Taking stock

Over the Christmas period I take the camera down to the marshlands around Newport docks – ostensibly to see if it is possible to get some interesting shots of the factories and industrial buildings in the area. As is so often the case when I set out with a specific building or subject in mind, I find it difficult to frame any of the shots I have in mind for this area, including the power station and some of the monolithic structures around the cement works.

I’m not sure why I am focussing so much on the industrial landscape at the moment, but the buildings that surround me as I make my way into work every day continue to fixate me. I find myself endlessly searching through urban explore websites looking for intriguing structures, though I am becoming more and more sure that this is something of a dead end. It feels forced and somehow cliched - at least in the context of my work. Whilst I have always found images of urban exploration intriguing and close to my own passion for the post-apocalyptic, I feel their beauty is so often in the chaotic and rich tapestry of decay, whereas my work tends to focus on the silhouette and the skyline, simplicity and isolation. When I do happen upon a location that intrigues me it so often feels forced and contrived.

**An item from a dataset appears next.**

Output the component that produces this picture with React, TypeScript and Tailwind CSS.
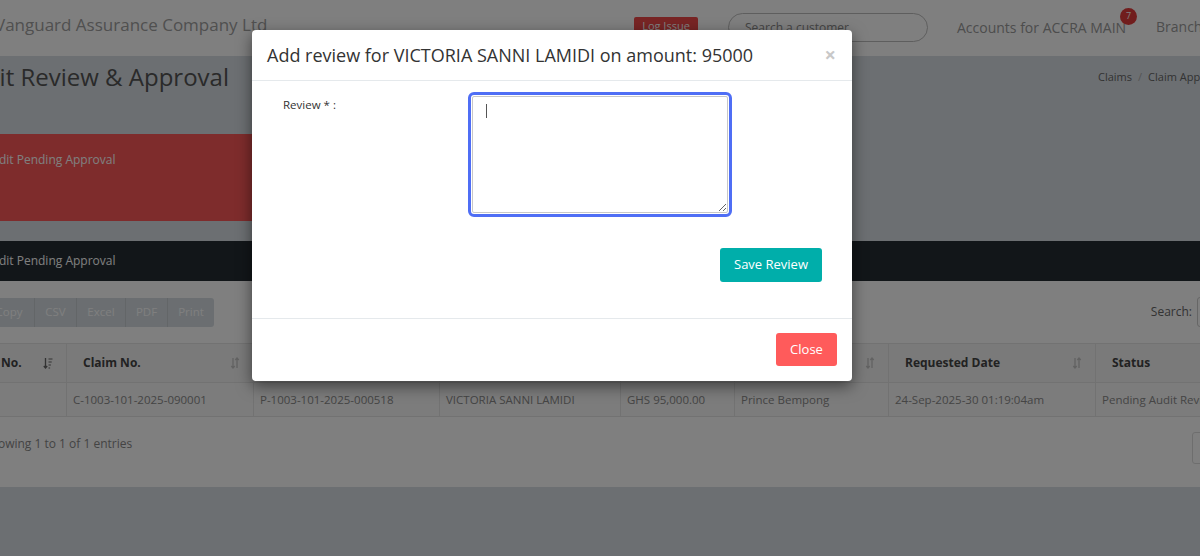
import React from 'react';

const font = "font-['Open_Sans',sans-serif]";

const SortIcon: React.FC<{ active?: boolean }> = ({ active }) =>
  active ? (
    <svg width="10" height="12" viewBox="0 0 10 12" className="text-[#666]">
      <path d="M2.5 1v10M0.8 9l1.7 2 1.7-2" fill="none" stroke="currentColor" strokeWidth="1.3" />
      <path d="M5.5 2h4M5.5 5h3.2M5.5 8h2.4M5.5 11h1.6" fill="none" stroke="currentColor" strokeWidth="1.2" />
    </svg>
  ) : (
    <svg width="10" height="12" viewBox="0 0 10 12" className="text-[#c4c4c4]">
      <path d="M3 1v10M1.3 9l1.7 2 1.7-2" fill="none" stroke="currentColor" strokeWidth="1.3" />
      <path d="M7 11V1M5.3 3L7 1l1.7 2" fill="none" stroke="currentColor" strokeWidth="1.3" />
    </svg>
  );

const columns = [
  { label: 'No.', width: 82, active: true },
  { label: 'Claim No.', width: 187 },
  { label: 'Policy No.', width: 186 },
  { label: 'Client Name', width: 181 },
  { label: 'Amount', width: 114 },
  { label: 'Requested By', width: 154 },
  { label: 'Requested Date', width: 207 },
  { label: 'Status', width: 200 },
  { label: 'Action', width: 102 },
];

const row = [
  '1',
  'C-1003-101-2025-090001',
  'P-1003-101-2025-000518',
  'VICTORIA SANNI LAMIDI',
  'GHS 95,000.00',
  'Prince Bempong',
  '24-Sep-2025-30 01:19:04am',
  'Pending Audit Review',
  '',
];

const exportButtons = [
  { label: 'Copy', width: 50 },
  { label: 'CSV', width: 42 },
  { label: 'Excel', width: 49 },
  { label: 'PDF', width: 42 },
  { label: 'Print', width: 47 },
];

const App: React.FC = () => {
  return (
    <div className={`${font} relative h-[556px] w-[1200px] overflow-hidden bg-[#d8dee4]`}>
      {/* top navbar */}
      <div className="flex h-[56px] w-[1400px] items-center bg-white">
        <div className="-ml-[5px] w-[639px] shrink-0 pb-[6px] text-[17px] text-[#a0a0a0]">
          Vanguard Assurance Company Ltd
        </div>
        <div className="mt-[17px] flex h-[18px] w-[64px] shrink-0 items-center justify-center self-start rounded-[2px] bg-[#f04a4a] text-[11px] text-white">
          Log Issue
        </div>
        <div className="ml-[30px] mt-[13px] flex h-[29px] w-[200px] shrink-0 items-center self-start rounded-full border border-[#bdbdbd] pl-[16px] text-[12px] text-[#8a8a8a]">
          Search a customer
        </div>
        <div className="ml-[29px] w-[199px] shrink-0 pb-[3px]">
          <span className="relative text-[14px] text-[#9a9a9a]">
            Accounts for ACCRA MAIN
            <span className="absolute -top-[10px] left-[163px] flex h-[17px] w-[17px] items-center justify-center rounded-full bg-[#e23b3b] text-[9px] text-white">
              7
            </span>
          </span>
        </div>
        <div className="shrink-0 pb-[3px] text-[14px] text-[#9a9a9a]">Branch: ACCRA MAIN</div>
      </div>

      <div className="-ml-[42px] w-[1465px]">
        {/* page title */}
        <div className="flex h-[78px] items-start">
          <div className="-ml-[3px] w-[1143px] shrink-0 pt-[5px] text-[24px] leading-[32px] text-[#555]">
            Audit Review &amp; Approval
          </div>
          <div className="flex items-center gap-[6px] pt-[13px] text-[11px] text-[#666]">
            <span>Claims</span>
            <span className="text-[#aaa]">/</span>
            <span>Claim Approval</span>
          </div>
        </div>

        {/* summary card */}
        <div className="h-[87px] w-[320px] bg-[#fc5858] pl-[26px] pt-[17px] text-[12px] text-white">
          Audit Pending Approval
        </div>

        {/* section bar */}
        <div className="mt-[20px] flex h-[40px] items-center bg-[#242c32] pl-[26px] text-[12px] text-white">
          Audit Pending Approval
        </div>

        {/* table card */}
        <div className="h-[206px] bg-white pl-[26px] pr-[26px] pt-[16px]">
          <div className="flex items-center justify-between">
            <div className="flex h-[29px]">
              {exportButtons.map((b, i) => (
                <div
                  key={b.label}
                  style={{ width: b.width }}
                  className={`flex items-center justify-center bg-[#d6dde3] text-[11.5px] text-white ${
                    i > 0 ? 'border-l border-[#c6ccd1]' : 'rounded-l-[3px]'
                  } ${i === exportButtons.length - 1 ? 'rounded-r-[3px]' : ''}`}
                >
                  {b.label}
                </div>
              ))}
            </div>
            <div className="flex items-center gap-[5px] text-[12px] text-[#666]">
              <span>Search:</span>
              <div className="h-[30px] w-[200px] rounded-[3px] border border-[#ccc] bg-white" />
            </div>
          </div>

          <table className="mt-[16px] table-fixed border-collapse" style={{ width: 1413 }}>
            <colgroup>
              {columns.map((c) => (
                <col key={c.label} style={{ width: c.width }} />
              ))}
            </colgroup>
            <thead>
              <tr className="h-[39px] border-y border-[#e4e4e4] bg-[#f4f4f4]">
                {columns.map((c) => (
                  <th
                    key={c.label}
                    className="border-x border-[#e4e4e4] pl-[16px] pr-[13px] text-left text-[12px] font-bold text-[#444]"
                  >
                    <div className="flex items-center justify-between">
                      <span>{c.label}</span>
                      <SortIcon active={c.active} />
                    </div>
                  </th>
                ))}
              </tr>
            </thead>
            <tbody>
              <tr className="h-[34px] border-b border-[#e4e4e4] bg-[#f8f8f8]">
                {row.map((v, i) => (
                  <td
                    key={i}
                    className="whitespace-nowrap border-x border-[#e4e4e4] pl-[6px] text-[11.5px] text-[#8a8a8a]"
                  >
                    {v}
                  </td>
                ))}
              </tr>
            </tbody>
          </table>

          <div className="mt-[15px] flex items-start justify-between">
            <div className="pt-[3px] text-[12px] text-[#888]">Showing 1 to 1 of 1 entries</div>
            <div className="flex h-[32px] w-[205px] items-center rounded-l-[3px] border border-[#ddd] pl-[10px] text-[12px] text-[#999]">
              Previous
            </div>
          </div>
        </div>
      </div>

      {/* modal backdrop */}
      <div className="absolute inset-0 bg-black/50" />

      {/* modal */}
      <div className="absolute left-[252px] top-[30px] w-[600px] rounded-[4px] bg-white shadow-[0_5px_15px_rgba(0,0,0,0.5)]">
        <div className="flex h-[51px] items-center justify-between border-b border-[#e5e9ec] px-[15px]">
          <h4 className="text-[18px] text-[#333]">Add review for VICTORIA SANNI LAMIDI on amount: 95000</h4>
          <span className="mr-[1px] text-[20px] font-bold leading-none text-[#c8c8c8]">×</span>
        </div>
        <div className="px-[15px] pb-[36px] pt-[15px]">
          <div className="flex items-start">
            <label className="w-[205px] shrink-0 pl-[16px] text-[11.5px] text-[#333]">Review * :</label>
            <div className="relative">
              <textarea
                className="block h-[117px] w-[256px] rounded-[2px] border border-[#c8c8c8] outline-3 outline-offset-[1px] outline-[#4f6ef5]"
                defaultValue=""
              />
              <span className="absolute left-[14px] top-[8px] h-[14px] w-[1px] bg-[#555]" />
            </div>
          </div>
          <div className="mt-[35px] flex justify-end pr-[15px]">
            <button className="h-[34px] w-[102px] rounded-[3px] bg-[#00aeaa] text-[13px] text-white">
              Save Review
            </button>
          </div>
        </div>
        <div className="flex justify-end border-t border-[#e5e9ec] px-[15px] pb-[15px] pt-[14px]">
          <button className="h-[33px] w-[61px] rounded-[3px] bg-[#ff5b5b] text-[13px] text-white">Close</button>
        </div>
      </div>
    </div>
  );
};

export default App;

And so it is as I take the long circular walk around Newport docks. It’s a eerie and unsettling journey, as it always is when you find yourself deep amongst the giants that command the skyline from a distance. Gigantic structures whose scale is hard to accurately calculate with the human eye, it feels like a secret hidden world, off the grid and unmapped. But as rewarding and thought provoking as the journey is, I fail to capture even a handful of images that excite me. Structures either fall to far into the distance or dwarf me in the foreground – refusing to be framed, as stimulating and intriguing as the landscape around me is, I totally fail to capture its essence.

Almost as an afterthought, because I feel they are simply to common and element in our modern landscape (and perhaps, in their ecological output, to positive a one), I take a few random shots of the wind-turbines as I walk through the wetlands. The majority of the shots come to nothing when back in the studio, but a couple, where the motion blur of the turbine arms combines with camera shake and ISO noise, have a beautiful ghostly quality totally removed from their origins.